Furthermore, blank pages stop digitalized books from being wrongly formatted, for example, if a blank page is not there to separate chapters, then the pages might blend, rendering it difficult to tell when a new chapter begins.
When it comes to books and novels, blank pages are used for the sake of balancing the content. Conventionally, chapters begin on odd-numbered pages (referred to as ‘recto pages’). As a result, if the book in question has a number of pages that disturbs this a clean, blank page is inserted at the end or beginning to fix the disruption.
Due to economic reasons, books are often printed on large sheets of paper – a single sheet such as this can be used to print several pages at once.
The pages are then neatly folded and then halved appropriately, but this means that the books are printed in multiples of 8, 16 or 32. This may not seem problematic, but blank pages are almost always needed to fill the space unless the book happens to have the perfect number of pages by itself, but this rarely happens.
Vacat pages are beneficial when it comes to standardized tests, such as SATs, GCSEs, A-Levels or MCATs.
Since these exams are timed by examiners who are usually testing students nation-wide at the same time, on a set date and hour, there has to be a guarantee that no student will be able to see the questions before turning the page, thus giving them an unfair advantage. During these exams, it is forbidden for students to turn the page to the next section until the examiner allows them to.
Having blank pages in-between sections means that no one will have an unfair advantage and creates an equal ground for all test-takers.
Some tests allow these pages to be used as scrap paper to make notes on.
Classified legal records in the US army have blank pages as well. This is because these documents are often checked whenever inventory is transferred and blank pages are used as a separator, making sure every page is counted for.
Are Blank Pages a Waste of Paper?
According to this website, 2 billion books a year are printed in the US alone, which means that 32 million trees are cut down and turned into paper.
A single tree can produce enough paper to make 62.5 books. With the high rates of deforestation and global warming continually rising, there has been an increased concern with environmental issues in the past decade when it comes to wasting natural resources.
Some people claim that books, in general, are a waste of paper and that Kindles and digital reading apps are the future.

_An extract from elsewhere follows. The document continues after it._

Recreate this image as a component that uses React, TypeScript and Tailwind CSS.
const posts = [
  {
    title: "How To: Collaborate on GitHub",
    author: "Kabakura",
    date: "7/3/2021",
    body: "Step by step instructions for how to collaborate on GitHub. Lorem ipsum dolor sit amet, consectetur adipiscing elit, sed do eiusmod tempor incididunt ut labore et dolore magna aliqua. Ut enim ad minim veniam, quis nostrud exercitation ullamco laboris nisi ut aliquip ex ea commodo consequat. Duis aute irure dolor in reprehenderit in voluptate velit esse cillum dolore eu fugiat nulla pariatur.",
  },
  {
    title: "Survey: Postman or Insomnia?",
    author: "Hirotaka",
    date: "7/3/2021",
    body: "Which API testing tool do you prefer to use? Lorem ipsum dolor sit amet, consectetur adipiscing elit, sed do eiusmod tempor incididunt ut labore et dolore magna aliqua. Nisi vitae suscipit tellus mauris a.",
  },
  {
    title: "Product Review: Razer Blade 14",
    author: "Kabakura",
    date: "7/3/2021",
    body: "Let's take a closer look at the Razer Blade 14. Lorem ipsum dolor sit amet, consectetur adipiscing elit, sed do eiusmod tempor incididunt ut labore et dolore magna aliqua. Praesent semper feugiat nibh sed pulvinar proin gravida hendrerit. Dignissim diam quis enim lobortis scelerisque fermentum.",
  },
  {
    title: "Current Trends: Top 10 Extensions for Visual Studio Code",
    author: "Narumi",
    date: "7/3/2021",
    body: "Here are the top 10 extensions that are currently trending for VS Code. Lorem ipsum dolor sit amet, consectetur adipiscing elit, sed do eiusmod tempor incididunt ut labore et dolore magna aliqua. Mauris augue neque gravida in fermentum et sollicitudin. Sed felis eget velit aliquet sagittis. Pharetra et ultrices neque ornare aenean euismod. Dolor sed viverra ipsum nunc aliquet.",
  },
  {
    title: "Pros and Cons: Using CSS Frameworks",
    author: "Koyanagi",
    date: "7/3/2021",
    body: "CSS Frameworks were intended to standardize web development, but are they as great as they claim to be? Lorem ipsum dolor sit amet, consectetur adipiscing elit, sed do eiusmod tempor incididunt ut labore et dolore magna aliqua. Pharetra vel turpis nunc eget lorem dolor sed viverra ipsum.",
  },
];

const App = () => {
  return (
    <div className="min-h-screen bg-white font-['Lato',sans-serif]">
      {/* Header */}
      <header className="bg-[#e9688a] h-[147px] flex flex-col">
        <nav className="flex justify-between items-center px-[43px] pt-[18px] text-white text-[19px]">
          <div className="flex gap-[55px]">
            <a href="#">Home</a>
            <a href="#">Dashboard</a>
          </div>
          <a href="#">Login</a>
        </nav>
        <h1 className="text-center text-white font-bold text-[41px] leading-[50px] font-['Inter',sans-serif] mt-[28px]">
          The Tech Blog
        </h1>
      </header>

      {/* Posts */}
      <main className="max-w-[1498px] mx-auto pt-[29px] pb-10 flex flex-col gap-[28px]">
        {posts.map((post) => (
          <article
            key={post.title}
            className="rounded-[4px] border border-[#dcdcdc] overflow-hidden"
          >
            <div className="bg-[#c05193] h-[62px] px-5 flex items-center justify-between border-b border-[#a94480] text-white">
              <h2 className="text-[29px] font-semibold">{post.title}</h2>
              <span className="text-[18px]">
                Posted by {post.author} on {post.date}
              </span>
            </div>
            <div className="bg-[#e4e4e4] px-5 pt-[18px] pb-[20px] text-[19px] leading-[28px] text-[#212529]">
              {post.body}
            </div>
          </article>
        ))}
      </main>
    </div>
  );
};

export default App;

The loss of 32 million trees a year in America alone is enough to scare anyone into being wary of how many trees go into the making of books, but there are factors which are often overlooked:
Yes, trees must be cut down to make paper for books (and vacat pages), however, books do not have a ‘one-time’ use.
Libraries exist for a reason – once produced, a book can last for many decades (if not for centuries, if it’s adequately cared for!).

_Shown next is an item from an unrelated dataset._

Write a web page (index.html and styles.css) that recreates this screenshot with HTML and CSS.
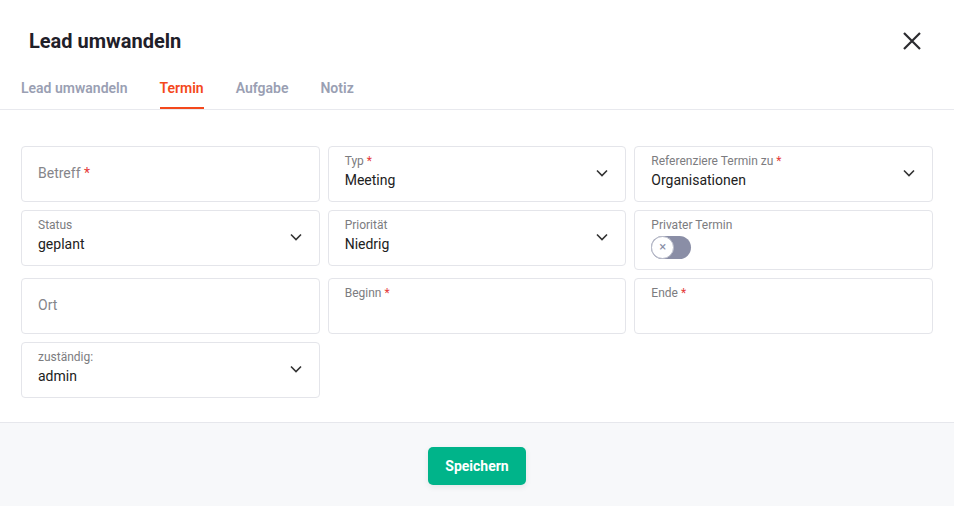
FILE: index.html
```html
<!DOCTYPE html>
<html>
  <head>
    <meta charset="utf-8"/>
    <meta name="viewport" content="width=device-width, initial-scale=1">
    <link rel="stylesheet" href="styles.css">
  </head>
<body>

<div class="modal">
  <div class="modal-header">
    <h2 class="modal-title">Lead umwandeln</h2>
    <button class="close" aria-label="Schließen">
      <svg width="20" height="20" viewBox="0 0 20 20"><path d="M2 2 L18 18 M18 2 L2 18" stroke="#2b2b2f" stroke-width="2.2" fill="none"/></svg>
    </button>
  </div>

  <div class="tabs">
    <a class="tab">Lead umwandeln</a>
    <a class="tab active">Termin</a>
    <a class="tab">Aufgabe</a>
    <a class="tab">Notiz</a>
  </div>

  <div class="modal-body">
    <div class="form-grid">
      <div class="field field-empty">
        <span class="placeholder">Betreff <span class="req">*</span></span>
      </div>
      <div class="field">
        <span class="label">Typ <span class="req">*</span></span>
        <span class="value">Meeting</span>
        <svg class="chevron" width="12" height="8" viewBox="0 0 12 8"><path d="M1 1.5 L6 6.5 L11 1.5" stroke="#333" stroke-width="1.6" fill="none"/></svg>
      </div>
      <div class="field">
        <span class="label">Referenziere Termin zu <span class="req">*</span></span>
        <span class="value">Organisationen</span>
        <svg class="chevron" width="12" height="8" viewBox="0 0 12 8"><path d="M1 1.5 L6 6.5 L11 1.5" stroke="#333" stroke-width="1.6" fill="none"/></svg>
      </div>

      <div class="field">
        <span class="label">Status</span>
        <span class="value">geplant</span>
        <svg class="chevron" width="12" height="8" viewBox="0 0 12 8"><path d="M1 1.5 L6 6.5 L11 1.5" stroke="#333" stroke-width="1.6" fill="none"/></svg>
      </div>
      <div class="field">
        <span class="label">Priorität</span>
        <span class="value">Niedrig</span>
        <svg class="chevron" width="12" height="8" viewBox="0 0 12 8"><path d="M1 1.5 L6 6.5 L11 1.5" stroke="#333" stroke-width="1.6" fill="none"/></svg>
      </div>
      <div class="field field-toggle">
        <span class="label">Privater Termin</span>
        <span class="toggle">
          <span class="knob">&times;</span>
        </span>
      </div>

      <div class="field field-empty">
        <span class="placeholder">Ort</span>
      </div>
      <div class="field">
        <span class="label">Beginn <span class="req">*</span></span>
        <span class="value"></span>
      </div>
      <div class="field">
        <span class="label">Ende <span class="req">*</span></span>
        <span class="value"></span>
      </div>

      <div class="field">
        <span class="label">zuständig:</span>
        <span class="value">admin</span>
        <svg class="chevron" width="12" height="8" viewBox="0 0 12 8"><path d="M1 1.5 L6 6.5 L11 1.5" stroke="#333" stroke-width="1.6" fill="none"/></svg>
      </div>
    </div>
  </div>

  <div class="modal-footer">
    <button class="btn-save">Speichern</button>
  </div>
</div>

</body>
</html>
```

FILE: styles.css
```css
* {
  box-sizing: border-box;
}

body {
  margin: 0;
  font-family: Roboto, "Liberation Sans", Arial, sans-serif;
  background-color: #ffffff;
  color: #212121;
}

.modal {
  width: 954px;
  min-height: 506px;
  background: #fff;
  display: flex;
  flex-direction: column;
}

.modal-header {
  display: flex;
  align-items: center;
  justify-content: space-between;
  padding: 29px 32px 0 29px;
}

.modal-title {
  margin: 0;
  font-size: 20px;
  line-height: 24px;
  font-weight: 700;
  color: #1f2029;
}

.close {
  background: none;
  border: none;
  padding: 0;
  width: 20px;
  height: 20px;
  cursor: pointer;
}

.tabs {
  display: flex;
  gap: 32px;
  margin-top: 25px;
  padding: 0 21px;
  border-bottom: 1px solid #e8e9ee;
}

.tab {
  font-size: 14px;
  line-height: 20px;
  font-weight: 600;
  color: #9a9fb3;
  padding-bottom: 9px;
  border-bottom: 2px solid transparent;
  cursor: pointer;
}

.tab.active {
  color: #f4481c;
  border-bottom-color: #f4481c;
}

.modal-body {
  padding: 36px 21px 24px;
}

.form-grid {
  display: grid;
  grid-template-columns: repeat(3, 1fr);
  gap: 8px;
  align-items: start;
}

.field {
  position: relative;
  display: flex;
  flex-direction: column;
  height: 56px;
  padding: 6px 40px 8px 16px;
  border: 1px solid #e4e5ea;
  border-radius: 4px;
  background: #fff;
}

.field-empty {
  justify-content: center;
  padding-bottom: 8px;
}

.field-toggle {
  height: 60px;
}

.label {
  font-size: 12px;
  line-height: 16px;
  color: #7c7c80;
}

.value {
  font-size: 14px;
  line-height: 22px;
  color: #212121;
}

.placeholder {
  font-size: 14px;
  line-height: 20px;
  color: #85858a;
}

.req {
  color: #e53a3a;
}

.chevron {
  position: absolute;
  right: 17px;
  top: 50%;
  margin-top: -5px;
}

.toggle {
  margin-top: 3px;
  width: 40px;
  height: 23px;
  border-radius: 12px;
  background: #8a8ea6;
  position: relative;
}

.knob {
  position: absolute;
  left: 0;
  top: 0;
  width: 23px;
  height: 23px;
  border-radius: 50%;
  background: #fff;
  border: 1px solid #b8bbc9;
  color: #8a8ea6;
  font-size: 13px;
  line-height: 20px;
  text-align: center;
}

.modal-footer {
  flex: 1;
  display: flex;
  justify-content: center;
  align-items: flex-start;
  padding: 24px 0 21px;
  border-top: 1px solid #e6e7ec;
  background: #f7f8fa;
}

.btn-save {
  width: 98px;
  height: 38px;
  border: none;
  border-radius: 5px;
  background: #00b48a;
  color: #fff;
  font-family: Roboto, "Liberation Sans", Arial, sans-serif;
  font-size: 14px;
  font-weight: 700;
  box-shadow: 0 2px 6px rgba(0, 0, 0, 0.08);
  cursor: pointer;
}
```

You can borrow books – including textbooks – from libraries and easily return them once you no longer need them. Likewise, you can buy and resell books for someone else to enjoy if you do not want them anymore; they do not necessarily need to be thrown away after being read once.

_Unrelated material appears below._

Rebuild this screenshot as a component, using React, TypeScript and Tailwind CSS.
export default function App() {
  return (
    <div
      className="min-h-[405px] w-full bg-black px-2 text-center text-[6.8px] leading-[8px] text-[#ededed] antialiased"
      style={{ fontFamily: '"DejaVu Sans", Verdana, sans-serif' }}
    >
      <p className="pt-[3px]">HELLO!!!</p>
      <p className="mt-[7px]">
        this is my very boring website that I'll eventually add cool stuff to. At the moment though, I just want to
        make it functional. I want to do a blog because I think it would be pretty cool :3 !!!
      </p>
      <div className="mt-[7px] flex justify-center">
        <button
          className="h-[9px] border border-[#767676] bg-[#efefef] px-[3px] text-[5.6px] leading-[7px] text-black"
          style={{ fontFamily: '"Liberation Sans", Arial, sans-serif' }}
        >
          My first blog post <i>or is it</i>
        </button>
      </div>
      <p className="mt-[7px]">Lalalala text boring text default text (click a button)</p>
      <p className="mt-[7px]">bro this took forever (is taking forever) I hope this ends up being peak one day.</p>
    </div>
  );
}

If you enjoy the feeling of physical books and if the harsh light of your mobile screen hurts your eyes, yet you are concerned about the environment, rent books.
When comparing physical books to digital ones, many people use the “e-books don’t use paper!” argument, but few people take into account the following:
- The carbon footprint of an ebook is roughly 168 kg of CO2. A normal book has a significantly smaller carbon footprint of only 7.5 kg. (Though it is dependent on the number of pages, size of the book and other minor details) This means that to match the carbon footprint of 1 ebook, around 23 books have to be produced.
- An e-book does not need paper…but it’s made of plastic, various metals and lithium batteries. As such, its materials are generally not eco-friendly, whereas books are always bio-degradable!
Therefore, vacat pages are not a waste of paper – they always have a purpose for being there and are accounted for when books are printed. They exist for a reason!
Do you know how many trees were cut down to print a book?
A Book with Only Blank Pages Sold Over 100,000 Times
You may think that selling a page with only blank pages is a fool’s idea, and yet...one man did just this and sold over 100,000 copies!
Sheridan Simove “wrote” a book titled What Every Man Thinks About Apart From Sex – a gag book, meant for comedic purposes. The book, despite being entirely empty, became a fast bestseller on Amazon – and was soon thereafter banned from the site. Simove certainly didn’t expect the book to be so popular, even earning him a Guinness World Record.
Using a small-budget PR team, he published his “novel” and advertised it in a local UK tabloid.
Once an article was written about it, sales skyrocketed and only a month into selling the book, “What Every Man Thinks About Apart From Sex” was already the 44th most purchased literary work on Amazon and sold thousands of copies, selling better than actual famous novels.
He soon got book deals…from Spain, Croatia, Australia, China, Japan and even from Mongolia – all wanting to “translate” the book – and pay him, of course.
Simove explained that, though it has always been his ambition to be a bestselling author, this was hardly what he had in mind. His very first novel took eight years for him to write and severely undersold.
Still, this unexpected course of events is one he’s very much grateful for as it earned him an immense amount in royalties and meant he got to travel the world.
So, are blank pages a waste of paper?
To conclude, blank pages have a reason for being there, even if that reason isn’t always obvious. The way in which books are produced means that blank pages have to exist, to save on printing costs, but they also possess several practical uses, such as filtering content and saving space for important notes and notices.
They are not a waste of paper, as their pages are accounted for and they take up a tiny percentage of the overall volume of the book.